I litterally managed to port our whole gps system with a mqtt implementation, and all the needed external libraries today in a hour.
but this is only because i know ubuntu’s got my back with their repos, but they really are moving quite hard towards snaps.

The other day I downloaded a colorpicker (gcolor3) via flatpack. First time using it.

It was 299 megabytes.

Yeah, and I assure you, silly as 299MB is, a snap would have been much larger.

I completely believe you.
But now I really have to see this for myself.

How hard is snap crafting?
with apt it is litterally “copy” the file system location and add some dependencies, maybe a script or two e.g. pre post.
from what i understand it is like create a package containing ALL files needed on the “virtual” filesystem.
Which i get enough of on yocto, where something as stupid as installing mumble can take days.

Pretty much, and the snapcraft program takes care of building it for you.

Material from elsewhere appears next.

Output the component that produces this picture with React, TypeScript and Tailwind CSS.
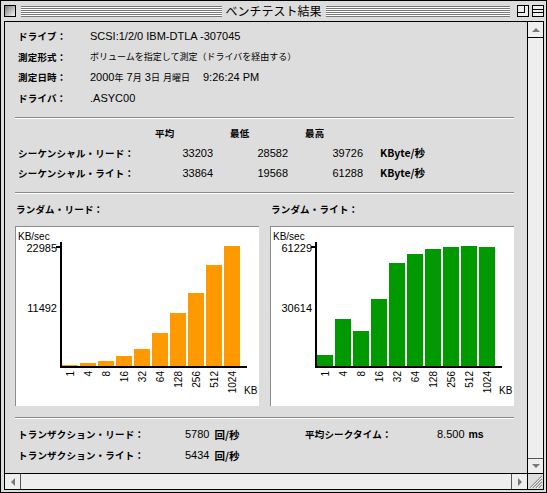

You just fill out the YAML files. It isn’t a huge deal.

Slightly off topic. But it’s for the forums.

Someone should make a written tutorial for us l1 users.

So do the dependencies have scope to a certain directory?

Dependencies are included in the snap package, the idea is they’re completely portable and can run on any OS with the snap framework installed. You just list them in the YAML file and snapcraft takes care of bundling them in there.

Re tutorials, this stuff is all extensively documented and tutorialized already. That surfaces from a google search.